Inferring the experimental design for accurate gene regulatory network inference

Bioinformatics. 2021 May 12;37(20):3553-3559. doi: 10.1093/bioinformatics/btab367. Online ahead of print.

Abstract

Motivation: Accurate inference of gene regulatory interactions is of importance for understanding the mechanisms of underlying biological processes. For gene expression data gathered from targeted perturbations, gene regulatory network (GRN) inference methods that use the perturbation design are the top performing methods. However, the connection between the perturbation design and gene expression can be obfuscated due to problems such as experimental noise or off-target effects, limiting the methods' ability to reconstruct the true GRN.

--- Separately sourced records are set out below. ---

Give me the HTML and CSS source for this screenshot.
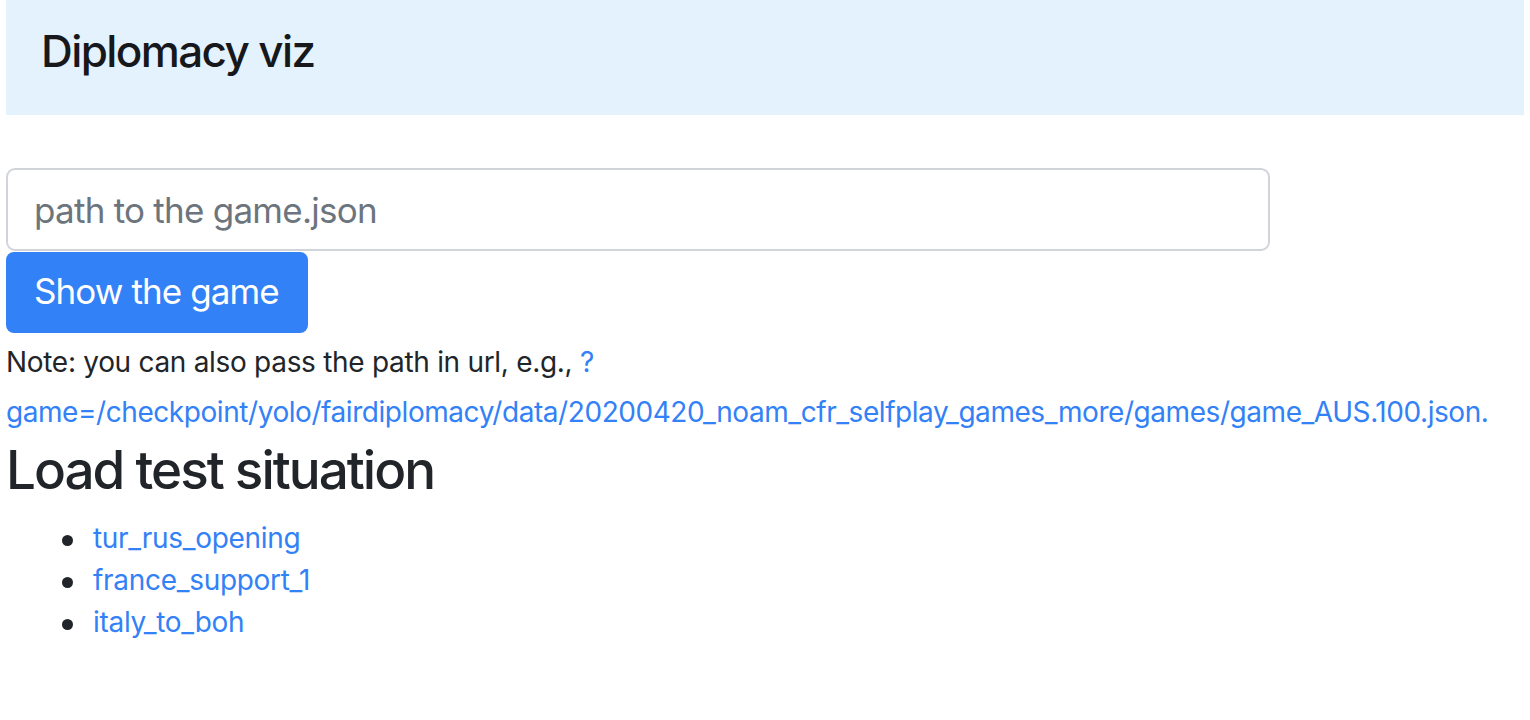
FILE: index.html
```html
<!DOCTYPE html>
<html lang="en">
<head>
<meta charset="utf-8">
<title>Diplomacy viz</title>
<link rel="stylesheet" href="styles.css">
</head>
<body>
<nav class="navbar">
  <span class="brand">Diplomacy viz</span>
</nav>
<form class="game-form">
  <input class="path-input" type="text" placeholder="path to the game.json">
  <button class="btn-primary" type="button">Show the game</button>
</form>
<p class="note">Note: you can also pass the path in url, e.g., <a class="note-link" href="#">?game=/checkpoint/yolo/fairdiplomacy/data/20200420_noam_cfr_selfplay_games_more/games/game_AUS.100.json.</a></p>
<h2 class="section-title">Load test situation</h2>
<ul class="situations">
  <li><a href="#">tur_rus_opening</a></li>
  <li><a href="#">france_support_1</a></li>
  <li><a href="#">italy_to_boh</a></li>
</ul>
</body>
</html>
```
FILE: styles.css
```css
html, body {
  margin: 0;
  padding: 0;
}
body {
  margin: 0 6px;
  font-family: Inter, "Liberation Sans", sans-serif;
  font-size: 28px;
  line-height: 1.5;
  letter-spacing: -0.3px;
  color: #212529;
  background: #ffffff;
}
a {
  color: #3381f6;
  text-decoration: none;
}
.navbar {
  height: 115px;
  box-sizing: border-box;
  background: #e4f2fd;
  padding: 25px 0 0 35px;
}
.brand {
  display: block;
  font-size: 44px;
  line-height: 53px;
  font-weight: 500;
  letter-spacing: -1.6px;
  color: #16181b;
}
.game-form {
  margin: 53px 0 0 0;
  display: flex;
  flex-direction: column;
  align-items: flex-start;
  gap: 1px;
}
.path-input {
  box-sizing: border-box;
  width: 1264px;
  height: 83px;
  margin: 0;
  padding: 0 26px;
  border: 2px solid #d1d5da;
  border-radius: 9px;
  font-family: inherit;
  font-size: 35px;
  letter-spacing: -0.75px;
  color: #495057;
  background: #fff;
  outline: none;
}
.path-input::placeholder {
  color: #6c757d;
}
.btn-primary {
  box-sizing: border-box;
  height: 81px;
  width: 302px;
  margin: 0;
  padding: 0 0 4px 28px;
  border: none;
  border-radius: 8px;
  background: #3381f6;
  color: #fff;
  font-family: inherit;
  font-size: 35px;
  letter-spacing: -0.9px;
  text-align: left;
  display: flex;
  align-items: center;
}
.note {
  margin: 4px 0 0 0;
  line-height: 50px;
}
.note-link {
  letter-spacing: -0.44px;
}
.section-title {
  margin: 1px 0 0 0;
  font-size: 53px;
  line-height: 65px;
  font-weight: 500;
  letter-spacing: -2px;
}
.situations {
  margin: 14px 0 0 0;
  padding-left: 87px;
  line-height: 42px;
  list-style: none;
}
.situations li::before {
  content: "";
  display: inline-block;
  width: 11px;
  height: 11px;
  border-radius: 50%;
  background: #212529;
  margin-left: -31px;
  margin-right: 20px;
  vertical-align: 2px;
}
```
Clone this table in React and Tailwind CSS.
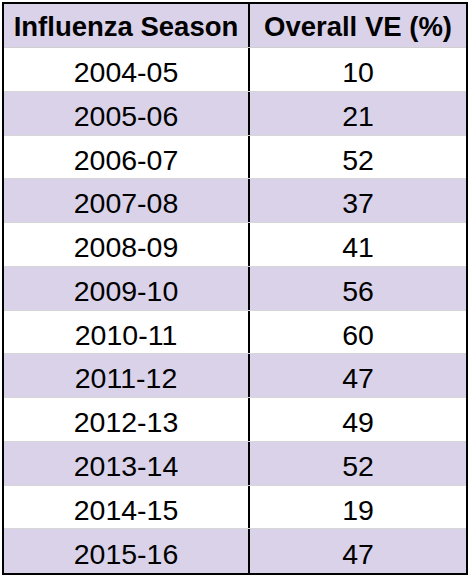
import React from "react";

const rows = [
  ["2004-05", "10"],
  ["2005-06", "21"],
  ["2006-07", "52"],
  ["2007-08", "37"],
  ["2008-09", "41"],
  ["2009-10", "56"],
  ["2010-11", "60"],
  ["2011-12", "47"],
  ["2012-13", "49"],
  ["2013-14", "52"],
  ["2014-15", "19"],
  ["2015-16", "47"],
];

export default function App() {
  return (
    <div
      className="w-[470px] h-[578px] bg-white pt-[2px] pl-[2px]"
      style={{ fontFamily: '"Liberation Sans", Arial, sans-serif' }}
    >
      <div className="w-[466px] border-2 border-black text-black">
        {/* Header */}
        <div className="flex h-[44px] bg-[#d9d2e9] border-b border-[#cfcfcf] text-[27.5px] font-bold leading-none">
          <div className="w-[246px] flex items-center justify-center pt-[2px] border-r-2 border-black">
            Influenza Season
          </div>
          <div className="flex-1 flex items-center justify-center pt-[2px]">
            Overall VE (%)
          </div>
        </div>

        {/* Rows */}
        {rows.map(([season, ve], i) => (
          <div
            key={season}
            className={
              "flex h-[43.75px] text-[28.5px] leading-none border-b border-[#d6d6d6] last:border-b-0 " +
              (i % 2 === 0 ? "bg-white" : "bg-[#d9d2e9]")
            }
          >
            <div className="w-[246px] flex items-center justify-center pt-[6px] border-r-2 border-black">
              {season}
            </div>
            <div className="flex-1 flex items-center justify-center pt-[6px]">{ve}</div>
          </div>
        ))}
      </div>
    </div>
  );
}
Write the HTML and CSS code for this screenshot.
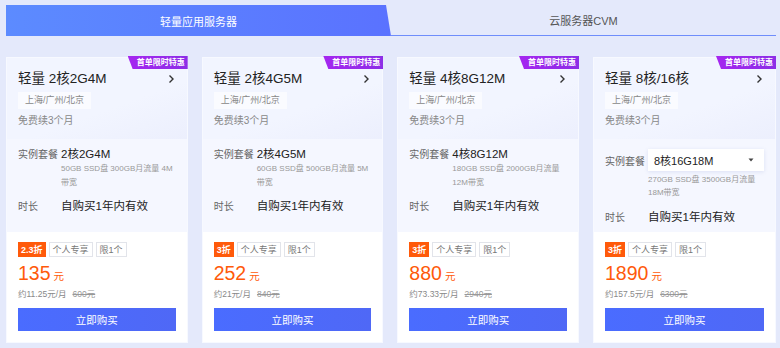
FILE: index.html
```html
<!DOCTYPE html>
<html lang="zh-CN">

<head>
    <meta charset="utf-8">
    <meta name="viewport" content="width=device-width, initial-scale=1.0">
    <title>轻量应用服务器</title>
    <link rel="stylesheet" href="styles.css">
</head>

<body>
    <nav class="tabs">
        <div class="tab aktiv">轻量应用服务器</div>
        <div class="tab">云服务器CVM</div>
    </nav>

    <section class="kort">
        <article class="produkt">
            <span class="badge">首单限时特惠</span>
            <div class="top">
                <h2 class="titel">轻量 2核2G4M
                    <svg class="pil" width="7" height="10" viewBox="0 0 7 10"><path d="M1.5 1.5 5 5 1.5 8.5" fill="none" stroke="#333" stroke-width="1.4"/></svg>
                </h2>
                <span class="region">上海/广州/北京</span>
                <p class="gratis">免费续3个月</p>
            </div>
            <div class="midte">
                <div class="raekke"><span class="label">实例套餐</span><span class="vaerdi">2核2G4M</span></div>
                <p class="beskriv">50GB SSD盘 300GB月流量 4M 带宽</p>
                <div class="raekke tid"><span class="label">时长</span><span class="vaerdi">自购买1年内有效</span></div>
            </div>
            <div class="bund">
                <div class="maerker"><span class="rabat">2.3折</span><span class="maerke">个人专享</span><span class="maerke">限1个</span></div>
                <p class="pris">135<span>元</span></p>
                <p class="maaned">约11.25元/月<s>600元</s></p>
                <button>立即购买</button>
            </div>
        </article>

        <article class="produkt">
            <span class="badge">首单限时特惠</span>
            <div class="top">
                <h2 class="titel">轻量 2核4G5M
                    <svg class="pil" width="7" height="10" viewBox="0 0 7 10"><path d="M1.5 1.5 5 5 1.5 8.5" fill="none" stroke="#333" stroke-width="1.4"/></svg>
                </h2>
                <span class="region">上海/广州/北京</span>
                <p class="gratis">免费续3个月</p>
            </div>
            <div class="midte">
                <div class="raekke"><span class="label">实例套餐</span><span class="vaerdi">2核4G5M</span></div>
                <p class="beskriv">60GB SSD盘 500GB月流量 5M 带宽</p>
                <div class="raekke tid"><span class="label">时长</span><span class="vaerdi">自购买1年内有效</span></div>
            </div>
            <div class="bund">
                <div class="maerker"><span class="rabat">3折</span><span class="maerke">个人专享</span><span class="maerke">限1个</span></div>
                <p class="pris">252<span>元</span></p>
                <p class="maaned">约21元/月<s>840元</s></p>
                <button>立即购买</button>
            </div>
        </article>

        <article class="produkt">
            <span class="badge">首单限时特惠</span>
            <div class="top">
                <h2 class="titel">轻量 4核8G12M
                    <svg class="pil" width="7" height="10" viewBox="0 0 7 10"><path d="M1.5 1.5 5 5 1.5 8.5" fill="none" stroke="#333" stroke-width="1.4"/></svg>
                </h2>
                <span class="region">上海/广州/北京</span>
                <p class="gratis">免费续3个月</p>
            </div>
            <div class="midte">
                <div class="raekke"><span class="label">实例套餐</span><span class="vaerdi">4核8G12M</span></div>
                <p class="beskriv">180GB SSD盘 2000GB月流量 12M带宽</p>
                <div class="raekke tid"><span class="label">时长</span><span class="vaerdi">自购买1年内有效</span></div>
            </div>
            <div class="bund">
                <div class="maerker"><span class="rabat">3折</span><span class="maerke">个人专享</span><span class="maerke">限1个</span></div>
                <p class="pris">880<span>元</span></p>
                <p class="maaned">约73.33元/月<s>2940元</s></p>
                <button>立即购买</button>
            </div>
        </article>

        <article class="produkt">
            <span class="badge">首单限时特惠</span>
            <div class="top">
                <h2 class="titel">轻量 8核/16核
                    <svg class="pil" width="7" height="10" viewBox="0 0 7 10"><path d="M1.5 1.5 5 5 1.5 8.5" fill="none" stroke="#333" stroke-width="1.4"/></svg>
                </h2>
                <span class="region">上海/广州/北京</span>
                <p class="gratis">免费续3个月</p>
            </div>
            <div class="midte valg">
                <div class="raekke"><span class="label">实例套餐</span>
                    <span class="vaelger">8核16G18M
                        <svg width="6" height="4" viewBox="0 0 6 4"><path d="M0.5 0.5h5L3 3.5z" fill="#444"/></svg>
                    </span>
                </div>
                <p class="beskriv">270GB SSD盘 3500GB月流量 18M带宽</p>
                <div class="raekke tid"><span class="label">时长</span><span class="vaerdi">自购买1年内有效</span></div>
            </div>
            <div class="bund">
                <div class="maerker"><span class="rabat">3折</span><span class="maerke">个人专享</span><span class="maerke">限1个</span></div>
                <p class="pris">1890<span>元</span></p>
                <p class="maaned">约157.5元/月<s>6300元</s></p>
                <button>立即购买</button>
            </div>
        </article>
    </section>
</body></html>
```

FILE: styles.css
```css
* {
    margin: 0px;
    box-sizing: border-box;
}

body {
    background-color: #e4e9fb;
    font-family: "Liberation Sans", "Noto Sans CJK SC", sans-serif;
    padding: 5px 4px 0px 6px;
    color: #222;
}

.tabs {
    display: grid;
    grid-template-columns: 1fr 1fr;
    height: 31px;
}

.tab {
    display: flex;
    align-items: center;
    justify-content: center;
    font-size: 11px;
    color: #555;
    border-bottom: 1px solid #6f8dfb;
}

.tab.aktiv {
    color: white;
    background: linear-gradient(90deg, #5c8bff, #5a72ff);
    clip-path: polygon(0 0, calc(100% - 5px) 0, 100% 100%, 0 100%);
    border-bottom: none;
}

.kort {
    display: grid;
    grid-template-columns: repeat(4, 1fr);
    grid-gap: 14px;
    margin-top: 21px;
}

.produkt {
    position: relative;
    background-color: white;
    border: 1px solid #f7f9ff;
}

.badge {
    position: absolute;
    top: -2px;
    right: -1px;
    width: 60px;
    height: 13px;
    line-height: 13px;
    padding-left: 6px;
    font-size: 8px;
    font-weight: bold;
    text-align: center;
    color: white;
    background: linear-gradient(90deg, #a526f0, #8c2ee6);
    clip-path: polygon(0 0, 100% 0, 100% 100%, 5px 100%);
    white-space: nowrap;
}

.top {
    height: 81px;
    padding: 11px 11px 0px 11px;
    background: linear-gradient(160deg, #f2f5ff 60%, #eceffd 100%);
}

.titel {
    display: flex;
    justify-content: space-between;
    align-items: center;
    font-size: 13.5px;
    font-weight: normal;
    line-height: 20px;
    color: #222;
}

.pil {
    margin-right: 1px;
}

.region {
    display: inline-block;
    margin-top: 3px;
    height: 17px;
    line-height: 17px;
    padding: 0px 7px;
    font-size: 9px;
    color: #888;
    background-color: #fafbff;
}

.gratis {
    margin-top: 4px;
    font-size: 10px;
    line-height: 16px;
    color: #888;
}

.midte {
    height: 93px;
    padding: 5px 11px 0px 11px;
    background-color: #f5f7ff;
}

.midte.valg {
    padding-top: 10px;
}

.raekke {
    display: flex;
    align-items: center;
    min-height: 18px;
}

.label {
    width: 43px;
    flex: none;
    font-size: 10px;
    color: #666;
}

.vaerdi {
    font-size: 11.5px;
    color: #222;
}

.vaelger {
    display: flex;
    align-items: center;
    justify-content: space-between;
    width: 116px;
    height: 22px;
    padding: 0px 10px 0px 6px;
    font-size: 11px;
    background-color: white;
    box-shadow: 0px 1px 4px rgba(80, 100, 180, 0.15);
}

.beskriv {
    margin-left: 43px;
    font-size: 8px;
    line-height: 14px;
    color: #999;
}

.valg .beskriv {
    margin-top: 2px;
    line-height: 13px;
}

.raekke.tid {
    margin-top: 5px;
    min-height: 20px;
}

.valg .raekke.tid {
    margin-top: 7px;
}

.bund {
    padding: 10px 11px 11px 11px;
}

.maerker {
    display: flex;
    gap: 3px;
    height: 15px;
}

.rabat,
.maerke {
    display: flex;
    align-items: center;
    padding: 0px 3px;
    font-size: 9px;
}

.rabat {
    background-color: #ff5a0a;
    color: white;
    font-weight: bold;
    padding: 0px 3px;
}

.maerke {
    border: 1px solid #e2e4ea;
    color: #777;
}

.pris {
    margin-top: 4px;
    line-height: 24px;
    font-size: 19.5px;
    color: #ff5a0a;
}

.pris span {
    font-size: 10.5px;
    margin-left: 3px;
}

.maaned {
    line-height: 12px;
    font-size: 8.5px;
    color: #888;
}

.maaned s {
    margin-left: 6px;
    color: #999;
}

button {
    display: block;
    width: 100%;
    height: 23px;
    margin-top: 8px;
    border: none;
    font-family: "Liberation Sans", "Noto Sans CJK SC", sans-serif;
    font-size: 10.5px;
    color: white;
    background: linear-gradient(90deg, #4a6cff, #4f68f6);
    cursor: pointer;
}
```
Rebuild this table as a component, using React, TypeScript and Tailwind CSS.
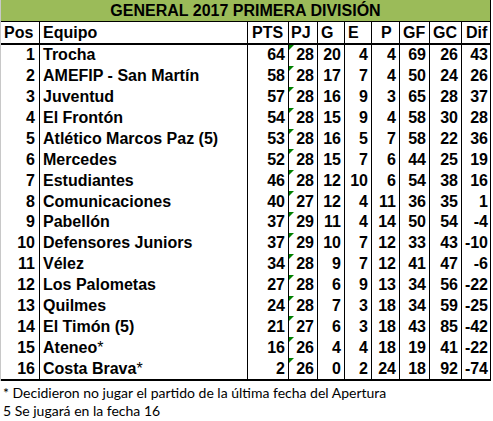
import React from 'react';

type Row = [number, string, number, number, number, number, number, number, number, number];

const rows: Row[] = [
  [1, 'Trocha', 64, 28, 20, 4, 4, 69, 26, 43],
  [2, 'AMEFIP - San Martín', 58, 28, 17, 7, 4, 50, 24, 26],
  [3, 'Juventud', 57, 28, 16, 9, 3, 65, 28, 37],
  [4, 'El Frontón', 54, 28, 15, 9, 4, 58, 30, 28],
  [5, 'Atlético Marcos Paz (5)', 53, 28, 16, 5, 7, 58, 22, 36],
  [6, 'Mercedes', 52, 28, 15, 7, 6, 44, 25, 19],
  [7, 'Estudiantes', 46, 28, 12, 10, 6, 54, 38, 16],
  [8, 'Comunicaciones', 40, 27, 12, 4, 11, 36, 35, 1],
  [9, 'Pabellón', 37, 29, 11, 4, 14, 50, 54, -4],
  [10, 'Defensores Juniors', 37, 29, 10, 7, 12, 33, 43, -10],
  [11, 'Vélez', 34, 28, 9, 7, 12, 41, 47, -6],
  [12, 'Los Palometas', 27, 28, 6, 9, 13, 34, 56, -22],
  [13, 'Quilmes', 24, 28, 7, 3, 18, 34, 59, -25],
  [14, 'El Timón (5)', 21, 27, 6, 3, 18, 43, 85, -42],
  [15, 'Ateneo*', 16, 26, 4, 4, 18, 19, 41, -22],
  [16, 'Costa Brava*', 2, 26, 0, 2, 24, 18, 92, -74],
];

// column widths include the 1px right border
const widths = [
  'w-[39px]', 'w-[208px]', 'w-[41px]', 'w-[29px]', 'w-[27px]',
  'w-[27px]', 'w-[28px]', 'w-[30px]', 'w-[32px]', 'w-[29px]',
];

const headers = ['Pos', 'Equipo', 'PTS', 'PJ', 'G', 'E', 'P', 'GF', 'GC', 'Dif'];
const headerPad = [
  'pl-[3px]', 'pl-[3px]', 'pl-[4px]', 'pl-[2px]', 'pl-[3px]',
  'pl-[3px]', 'pl-[9px]', 'pl-[3px]', 'pl-[3px]', 'pl-[4px]',
];

const TeamName = ({ name }: { name: string }) => {
  if (name.endsWith('*')) {
    return (
      <>
        {name.slice(0, -1)}
        <span className="font-normal">*</span>
      </>
    );
  }
  return <>{name}</>;
};

export default function App() {
  return (
    <div className="w-[493px] h-[421px] bg-white text-black font-['Liberation_Sans',Arial,sans-serif]">
      <div className="w-[491px] border-l border-[#c8c8c8]">
        <div className="h-[22px] bg-[#9bbb59] border-b border-r border-black flex items-center justify-center text-[16px] font-bold leading-none">
          GENERAL 2017 PRIMERA DIVISIÓN
        </div>

        <div className="flex h-[23px] border-b-2 border-black font-bold text-[16px]">
          {headers.map((h, i) => (
            <div key={h} className={`${widths[i]} ${headerPad[i]} h-full border-r border-black flex items-center`}>
              {h}
            </div>
          ))}
        </div>

        <div className="border-b-2 border-black">
          {rows.map((r) => (
            <div key={r[0]} className="flex h-[20.875px] font-bold text-[16px]">
              {r.map((v, i) => (
                <div
                  key={i}
                  className={`${widths[i]} relative h-full border-r border-black flex items-center whitespace-nowrap ${
                    i === 1 ? 'pl-[3px]' : i === 0 ? 'justify-end pr-[4px]' : i === 9 ? 'justify-end pr-[2px]' : 'justify-end pr-[3px]'
                  }`}
                >
                  {i === 3 && (
                    <span className="absolute left-0 top-0 w-0 h-0 border-t-[5px] border-r-[5px] border-t-[#008000] border-r-transparent" />
                  )}
                  {i === 1 ? <TeamName name={v as string} /> : v}
                </div>
              ))}
            </div>
          ))}
        </div>
      </div>

      <div className="pl-[3px] pt-[3px] font-['Lato','Open_Sans',sans-serif] text-[14px] leading-[18px]">
        <div>* Decidieron no jugar el partido de la última fecha del Apertura</div>
        <div>5 Se jugará en la fecha 16</div>
      </div>
    </div>
  );
}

Results: In this study we propose an algorithm, IDEMAX, to infer the effective perturbation design from gene expression data in order to eliminate the potential risk of fitting a disconnected perturbation design to gene expression. We applied IDEMAX to synthetic data from two different data generation tools, GeneNetWeaver and GeneSPIDER, and assessed its effect on the experiment design matrix as well as the accuracy of the GRN inference, followed by application to a real dataset. The results show that our approach consistently improves the accuracy of GRN inference compared to using the intended perturbation design when much of the signal is hidden by noise, which is often the case for real data.

Availability: https://bitbucket.org/sonnhammergrni/idemax.

Supplementary information: Supplementary data are available at Bioinformatics online.